FGMP notes

Abstract

FGMP is meaning “fine-grained mixed precision” quantization.
This is a method that quantize weights and activations. The activations are quantized on the fly.
Their co-design hardware help to achieve greater energy efficiency.
First, They develop a policy using perturbation weighted by the Fisher information to select which weight and activation blocks to keep in higher precision.
Their method is use some metric to select blocks, to keep them in higher precision.
Second, they proposed a new clipping method to help low-precision blocks can be in good accuracy, too.
They propose hardware augmentations, which encompasses 1) data path support at block granularity, 2) mixed-precision activation quantization unit.
Result: <1% perplexity degradation on Wikitext103 for llama 2 7b. 14 less energy, and 30% less weight memory, compared with fp8 baseline.

Hardware support for mixed precision quantization

GOBO is something store outlier in 32bit precision, and do quantization to other ones
OLVE is using some encoding method, to store outlier values in high precision by sacrificing the neighboring dense values.
MicroScopiQ retains outlier values by pruning out a portion of non-outlier values.
SPARK uses encoding scheme to represent different magnitude values to different precision by using a mete data for each element.
FGMP uses block level granularity instead of element level comparing with SPARK to save space
FGMP is using efficient vector multiply accumulate. I think we can’t use tensor core in this senario.
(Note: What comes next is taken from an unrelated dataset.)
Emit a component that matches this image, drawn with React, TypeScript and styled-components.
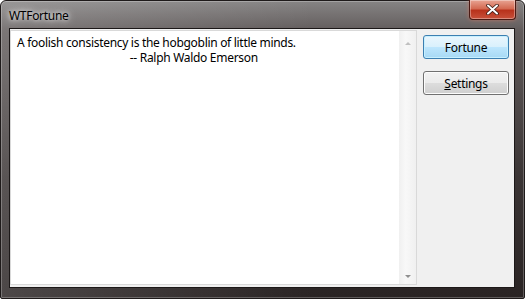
import React from "react";
import styled, { createGlobalStyle } from "styled-components";

const GlobalStyle = createGlobalStyle`
  html, body { margin: 0; padding: 0; background: #ffffff; }
  body { font-family: "Segoe UI", "Noto Sans", "Liberation Sans", sans-serif; letter-spacing: -0.3px; }
`;

const Window = styled.div`
  box-sizing: border-box;
  width: 525px;
  height: 299px;
  display: flex;
  flex-direction: column;
  padding: 0 9px 10px 8px;
  border: 1px solid #1e1a1a;
  border-radius: 6px 6px 2px 2px;
  background:
    linear-gradient(90deg, rgba(255,255,255,0.16), rgba(255,255,255,0) 60%),
    linear-gradient(180deg, #868484 0%, #625c5c 10%, #3a3434 60%, #2a2424 100%);
  box-shadow: inset 0 0 0 1px rgba(255,255,255,0.25);
`;

const TitleBar = styled.div`
  height: 27px;
  display: flex;
  align-items: flex-start;
`;

const Title = styled.span`
  font-size: 12px;
  color: #000000;
  margin-top: 6px;
  text-shadow: 0 0 8px rgba(255,255,255,0.9), 0 0 4px rgba(255,255,255,0.8);
`;

const CloseButton = styled.div`
  margin-left: auto;
  margin-right: -1px;
  margin-top: -1px;
  width: 47px;
  height: 20px;
  box-sizing: border-box;
  border: 1px solid #4a1a14;
  border-top: none;
  border-radius: 0 0 4px 4px;
  display: flex;
  align-items: center;
  justify-content: center;
  background: linear-gradient(180deg, #e8a493 0%, #d46a52 45%, #b8321c 55%, #c8503a 100%);
  box-shadow: inset 0 0 0 1px rgba(255,255,255,0.35), 0 0 4px rgba(255,120,90,0.5);
`;

const Client = styled.div`
  flex: 1;
  display: flex;
  background: #f0f0f0;
  border: 1px solid #1c1818;
  padding: 1px 0 2px 0;
`;

const TextBox = styled.div`
  box-sizing: border-box;
  width: 407px;
  display: flex;
  border: 1px solid #d9d9d9;
  background: #ffffff;
`;

const Content = styled.div`
  flex: 1;
  padding: 4px 0 0 6px;
  font-size: 12px;
  line-height: 15px;
  color: #000000;
  white-space: pre;
`;

const ScrollBar = styled.div`
  width: 17px;
  display: flex;
  flex-direction: column;
  justify-content: space-between;
  align-items: center;
  padding: 11px 0 6px;
  background: linear-gradient(90deg, #f0f0f0, #f8f8f8 40%, #f0f0f0);
`;

const Arrow = styled.div<{ $down?: boolean }>`
  width: 0;
  height: 0;
  border-left: 3px solid transparent;
  border-right: 3px solid transparent;
  ${(p) => (p.$down ? "border-top: 3px solid #8f8f8f;" : "border-bottom: 3px solid #c0c0c0;")}
`;

const Buttons = styled.div`
  display: flex;
  flex-direction: column;
  gap: 12px;
  padding: 5px 0 0 6px;
`;

const Button = styled.div<{ $default?: boolean }>`
  box-sizing: border-box;
  width: 86px;
  height: 24px;
  border-radius: 3px;
  display: flex;
  align-items: center;
  justify-content: center;
  font-size: 12px;
  color: #000000;
  border: 1px solid ${(p) => (p.$default ? "#3c7fb1" : "#707070")};
  background: ${(p) =>
    p.$default
      ? "linear-gradient(180deg, #eaf6fd 0%, #d9f0fc 50%, #bee6fd 50%, #a7d9f5 100%)"
      : "linear-gradient(180deg, #f2f2f2 0%, #ebebeb 50%, #dddddd 50%, #cfcfcf 100%)"};
  box-shadow: inset 0 0 0 1px ${(p) => (p.$default ? "#c7f0ff" : "#fcfcfc")};
`;

const AccessKey = styled.span`
  text-decoration: underline;
`;

const fortune =
  "A foolish consistency is the hobgoblin of little minds.\n" +
  " ".repeat(40) +
  "-- Ralph Waldo Emerson";

export default function App() {
  return (
    <>
      <GlobalStyle />
      <Window>
        <TitleBar>
          <Title>WTFortune</Title>
          <CloseButton>
            <svg width="13" height="11" viewBox="0 0 13 11">
              <path d="M2 1.5 L11 9.5 M11 1.5 L2 9.5" stroke="#3a1a14" strokeWidth="3.6" strokeLinecap="round" />
              <path d="M2 1.5 L11 9.5 M11 1.5 L2 9.5" stroke="#ffffff" strokeWidth="2" strokeLinecap="round" />
            </svg>
          </CloseButton>
        </TitleBar>
        <Client>
          <TextBox>
            <Content>{fortune}</Content>
            <ScrollBar>
              <Arrow />
              <Arrow $down />
            </ScrollBar>
          </TextBox>
          <Buttons>
            <Button $default>Fortune</Button>
            <Button>
              <span>
                <AccessKey>S</AccessKey>ettings
              </span>
            </Button>
          </Buttons>
        </Client>
      </Window>
    </>
  );
}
In the description of their policy, they said that “it’s a perturbation in each value and weighted by the Fisher Information.” I can’t fully understand its meaning. We need further reading.
What’s the hardware “augmentation”? Do they really devised their new hardware? Or it’s just some simulation.
What’s the quantization method for the weight. What’s the on-the-fly quantization method for activation?